The aim of this track is to assess the current state of the art about parallel QBF solvers. In this track will participate solvers accepting formulas in QDIMACS 1.1. The number of cores available for each solver is 24. Finally, because StarExec does not support the MPI libraries, the track will run on different infrastructure; details will be soon available.

For details, please contact the organizers at qbf17@qbflib.org.

Random QBFs Track

The aim of this track is to evaluate performances of state-of-the-art Prenex CNF QBF solvers on random instances.

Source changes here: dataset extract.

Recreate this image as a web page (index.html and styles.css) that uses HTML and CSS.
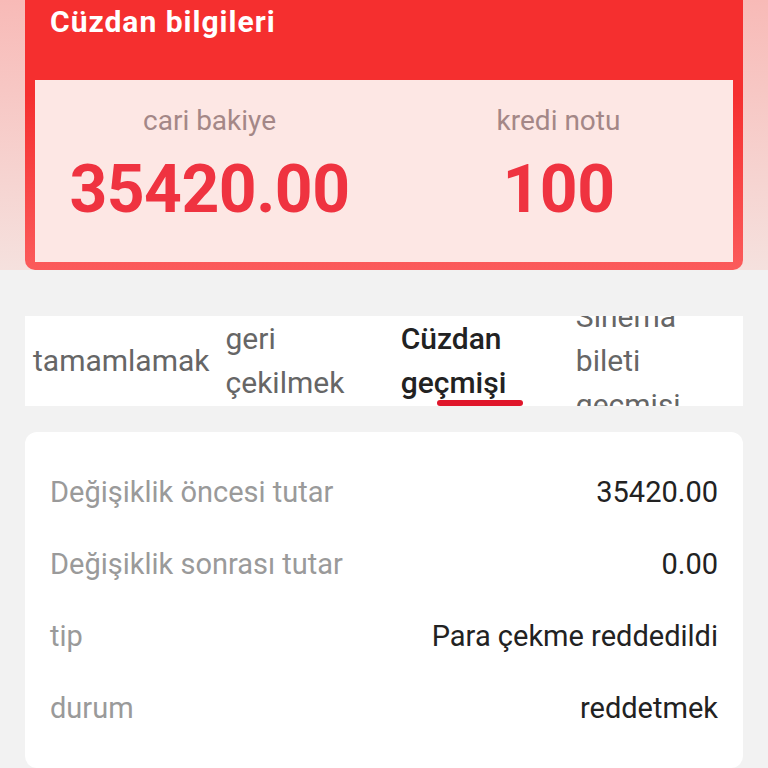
FILE: index.html
```html
<!DOCTYPE html>
<html lang="tr">
<head>
<meta charset="UTF-8">
<meta name="viewport" content="width=device-width, initial-scale=1.0">
<title>Cüzdan bilgileri</title>
<link rel="stylesheet" href="styles.css">
</head>
<body>

<div class="hero">
    <div class="wallet">
        <h1 class="wallet-title">Cüzdan bilgileri</h1>
        <div class="wallet-stats">
            <div class="stat">
                <p class="stat-label">cari bakiye</p>
                <p class="stat-value">35420.00</p>
            </div>
            <div class="stat">
                <p class="stat-label">kredi notu</p>
                <p class="stat-value">100</p>
            </div>
        </div>
    </div>
</div>

<nav class="tabs">
    <div class="tab">tamamlamak</div>
    <div class="tab">geri çekilmek</div>
    <div class="tab active">Cüzdan geçmişi</div>
    <div class="tab">Sinema bileti geçmişi</div>
</nav>

<div class="detail-card">
    <div class="row">
        <span class="row-label">Değişiklik öncesi tutar</span>
        <span class="row-value">35420.00</span>
    </div>
    <div class="row">
        <span class="row-label">Değişiklik sonrası tutar</span>
        <span class="row-value">0.00</span>
    </div>
    <div class="row">
        <span class="row-label">tip</span>
        <span class="row-value">Para çekme reddedildi</span>
    </div>
    <div class="row">
        <span class="row-label">durum</span>
        <span class="row-value">reddetmek</span>
    </div>
</div>

</body>
</html>
```

FILE: styles.css
```css
body {
    font-family: Roboto, "Noto Sans", Arial, sans-serif;
    margin: 0;
    padding: 0;
    background-color: #f2f2f2;
    overflow: hidden;
}
p, h1 {
    margin: 0;
}

/* top wallet block */
.hero {
    height: 270px;
    padding: 0 25px;
    background: linear-gradient(to bottom, #f8bab7, #f5e1de);
}
.wallet {
    height: 270px;
    box-sizing: border-box;
    display: flex;
    flex-direction: column;
    padding: 0 10px 8px;
    border-radius: 0 0 10px 10px;
    background: linear-gradient(to bottom, #f52f2f 35%, #fb5b5b);
}
.wallet-title {
    height: 80px;
    padding-left: 15px;
    font-size: 30px;
    line-height: 44px;
    font-weight: 700;
    color: #fff;
    letter-spacing: 1px;
}
.wallet-stats {
    flex: 1;
    display: flex;
    background-color: #fde7e4;
}
.stat {
    flex: 1;
    padding-top: 24px;
    text-align: center;
}
.stat-label {
    font-size: 28px;
    line-height: 34px;
    color: #a48787;
}
.stat-value {
    margin-top: 12px;
    font-size: 66px;
    line-height: 80px;
    font-weight: 700;
    color: #ef3340;
    letter-spacing: -0.5px;
}

/* tabs */
.tabs {
    display: flex;
    height: 90px;
    margin: 46px 25px 0;
    background-color: #fff;
    overflow: hidden;
}
.tab {
    flex: 1 1 0;
    position: relative;
    display: flex;
    align-items: center;
    padding: 0 8px;
    font-size: 30px;
    line-height: 44px;
    color: #666;
}
.tab.active {
    color: #222;
    font-weight: 500;
}
.tab.active::after {
    content: "";
    position: absolute;
    left: 50%;
    bottom: 0;
    width: 86px;
    height: 6px;
    margin-left: -43px;
    border-radius: 3px;
    background-color: #e0162b;
}

/* details */
.detail-card {
    margin: 26px 25px 0;
    padding: 24px 25px;
    background-color: #fff;
    border-radius: 12px;
}
.row {
    display: flex;
    justify-content: space-between;
    align-items: center;
    height: 72px;
    font-size: 29px;
}
.row-label {
    color: #9a9a9a;
}
.row-value {
    color: #222;
}
```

The requirements for solvers, formulas, and generators are the same given for Prenex CNF Track, with the exception that in this case submitted formulas must be randomly generated.

Prenex CNF Preprocessors challenge

The aim of this track is to evaluate (and award) the impact of preprocessing in the QBF solution process. In this track submissions of both preprocessors and solvers without any preprocessing systems will be accepted for QBF in QDIMACS1.1 format.

The evaluation process will be organized as follows. Given a set of submitted preprocessors P, a set of submitted solvers S, and a set of formulas F, the state-of-the-art (SOTA) system of S on F preprocessed by each p_i \in P will be computed. Preprocessors p_i will be ranked according to the total amount of instances solved by SOTA. Notice that F will not contain formulas solved directly by preprocessors on P.

About remaining indications on solvers and formulas submission, the same given for the Prenex CNF Track apply also to this track.

DQBF Solvers

The aim of this non-competitive track is to assess the current state of the art about DQBF solvers. The idea is collect systems and formulas available in order to organize a preliminary discussion on the general assessment of this kind of systems during the SAT conference. Further details will be soon available.

Organizing committee

Organization

Luca Pulina, University of Sassari
Martina Seidl, Johannes Kepler Universitat Linz

Judges

Olaf Beyersdorff, University of Leeds
Daniel Le Berre, Université d'Artois
Martin Suda, Technische Universität Wien
Christoph Wintersteiger, Microsoft Research Limited

Last update: 5-Mar-2017.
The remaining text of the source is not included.